Today Mark came home at lunchtime for a thatching lesson with Paul. First stage was to get kitted up with knee pads, a wooden paddle, a wire twizler and a battery drill with very long screwdriver attachment. The reed has to be graded before carrying it onto the roof: long bundles are used along the flat sides and short bundles are kept aside for the ends of rows and for the hip. Once the bundles were ready Paul demonstrated the technique: lay a new bundle next to the existing thatch, sliding the top beneath the horizontal steel rod to hold it down, and push a steel pin alongside to restrain the bundle. Next the bailing twine holding the bundle together is cut, and the new reed is stirred into the edge of the existing thatch. A stainless screw with a loop of wire is then inserted through the reed into the ply, and the wire is twisted around the steel rod. At this stage it is only twisted on small amount to apply a light clamping load on the reed. The bottom edge of the reed is then pushed roughly into position, then repeatedly smacked with the paddle to create a smooth surface. This is the hardest part: Sarah came home to watch, laugh and take photos as Mark whacked and smacked trying to get a large smooth surface.
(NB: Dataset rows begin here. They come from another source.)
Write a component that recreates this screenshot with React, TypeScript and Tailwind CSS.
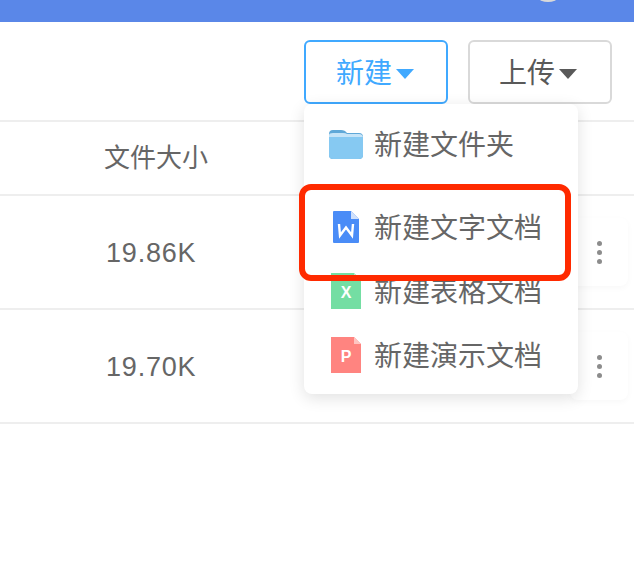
import type { ReactNode } from 'react';

const FONT = "font-['Liberation_Sans','Noto_Sans_CJK_SC',sans-serif]";

function Caret() {
  return (
    <svg width="18" height="10" viewBox="0 0 18 10">
      <path d="M0 0H18L9 10Z" fill="currentColor" />
    </svg>
  );
}

function FolderIcon() {
  return (
    <svg width="34" height="29" viewBox="0 0 34 29">
      <path d="M0 4Q0 0 4 0H12Q16 0 18 3H30Q34 3 34 7V25Q34 29 30 29H4Q0 29 0 25Z" fill="#5fa8d8" />
      <path d="M0 5Q0 3 4 3H14Q17 3 18 4H30Q34 4 34 8V10H0Z" fill="#c5e4f8" />
      <path d="M0 7H34V25Q34 29 30 29H4Q0 29 0 25Z" fill="#86c9f2" />
    </svg>
  );
}

function WordIcon() {
  return (
    <svg width="26" height="32" viewBox="0 0 26 32">
      <path d="M1 0H18L26 8V31Q26 32 25 32H1Q0 32 0 31V1Q0 0 1 0Z" fill="#4a8cf7" />
      <path d="M18 0L26 8H18Z" fill="#cfe0fc" />
      <path d="M6 13L7 24.5L13 16.5L19 24.5L20 13" fill="none" stroke="#fff" strokeWidth="2.4" />
    </svg>
  );
}

function SheetIcon({ fill, fold, letter }: { fill: string; fold: string; letter: string }) {
  return (
    <svg width="30" height="36" viewBox="0 0 30 36">
      <path d="M0 0H23L30 7V36H0Z" fill={fill} />
      <path d="M23 0L30 7H23Z" fill={fold} />
      <text x="15" y="24.5" textAnchor="middle" fontSize="16" fontWeight="700" fill="#fff" fontFamily="Liberation Sans, sans-serif">
        {letter}
      </text>
    </svg>
  );
}

function MenuItem({ icon, label, className }: { icon: ReactNode; label: string; className?: string }) {
  return (
    <div className={`flex h-16 items-center gap-[11px] pl-[25px] ${className ?? ''}`}>
      <div className="flex w-[34px] justify-center">{icon}</div>
      <span className="pt-[3px] text-[28px] leading-none text-[#666]">{label}</span>
    </div>
  );
}

function FileRow({ size }: { size: string }) {
  return (
    <div className="flex h-[114px] items-center justify-between border-b-2 border-[#eeeeee] pl-[106px] pr-1.5">
      <span className="pt-0.5 text-[27px] tracking-[0.8px] text-[#666]">{size}</span>
      <div className="flex h-[68px] w-[58px] flex-col items-center justify-center gap-[4px] rounded-lg shadow-[0_2px_6px_rgba(0,0,0,0.03)]">
        <span className="h-[5px] w-[5px] rounded-full bg-[#8c8c8c]" />
        <span className="h-[5px] w-[5px] rounded-full bg-[#8c8c8c]" />
        <span className="h-[5px] w-[5px] rounded-full bg-[#8c8c8c]" />
      </div>
    </div>
  );
}

export default function App() {
  return (
    <div className={`relative h-[574px] w-[634px] overflow-hidden bg-white ${FONT}`}>
      {/* Top bar */}
      <div className="relative h-[22px] overflow-hidden bg-[#5a87e8]">
        <div className="absolute left-[530px] top-[-34px] h-9 w-9 rounded-full bg-[#d9d9d9]" />
      </div>

      {/* Toolbar */}
      <div className="flex h-[100px] justify-end gap-5 border-b-2 border-[#eeeeee] pr-[22px] pt-[18px]">
        <button className="flex h-16 w-36 items-center justify-center gap-[4px] rounded-md border-2 border-[#40a9ff] bg-white pr-[2px] pt-[3px] text-[28px] text-[#40a9ff]">
          新建
          <Caret />
        </button>
        <button className="flex h-16 w-36 items-center justify-center gap-[4px] rounded-md border-2 border-[#d9d9d9] bg-white pr-1 pt-[3px] text-[28px] text-[#595959]">
          上传
          <Caret />
        </button>
      </div>

      {/* Table */}
      <div className="flex h-[74px] items-center border-b-2 border-[#eeeeee] pl-[104px]">
        <span className="text-[26px] text-[#666]">文件大小</span>
      </div>
      <FileRow size="19.86K" />
      <FileRow size="19.70K" />

      {/* Dropdown */}
      <div className="absolute left-[304px] top-[104px] w-[274px] rounded-lg bg-white pb-[7px] pt-2 shadow-[0_4px_16px_rgba(0,0,0,0.12)]">
        <MenuItem icon={<FolderIcon />} label="新建文件夹" />
        <MenuItem icon={<WordIcon />} label="新建文字文档" className="mt-[19px]" />
        <MenuItem icon={<SheetIcon fill="#74dea3" fold="#b5eecd" letter="X" />} label="新建表格文档" />
        <MenuItem icon={<SheetIcon fill="#ff8480" fold="#ffc4c1" letter="P" />} label="新建演示文档" />
      </div>

      {/* Red annotation */}
      <div className="absolute left-[299px] top-[184px] h-[97px] w-[272px] rounded-xl border-[6px] border-[#ff2a00]" />
    </div>
  );
}
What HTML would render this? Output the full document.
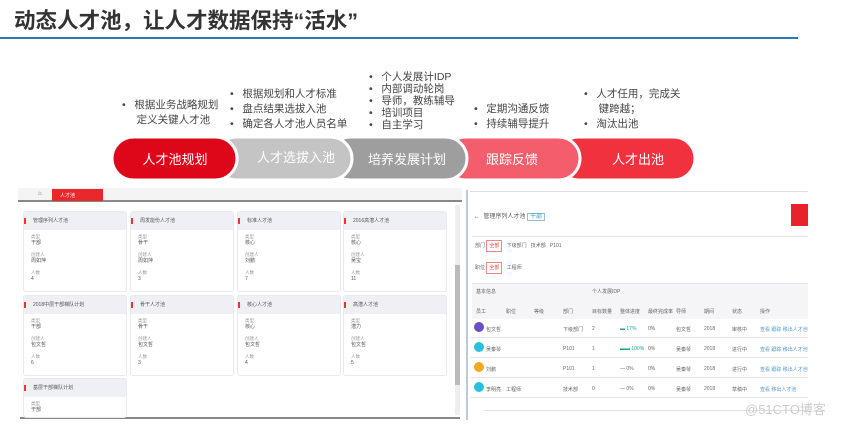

Once the next bundle is on the wire holding the rod of the first bundle can be twisted down tighter, which actually requires an acrobatic effort as the rod and reed must be compressed underfoot then the wire is twisted with the twizler tool. Paul made it look incredibly simple, but he did admit that he'd been thatching since the age of 13. No wonder he makes it look so good.




Mark is in Spain this week for the first of the winter tests. Sarah had the day off work, so she spent some time photographing progress before heading out for a girl's day shopping with Kate. Meanwhile Paul continued thatching the west side of the lounge roof; it's looking very nearly done.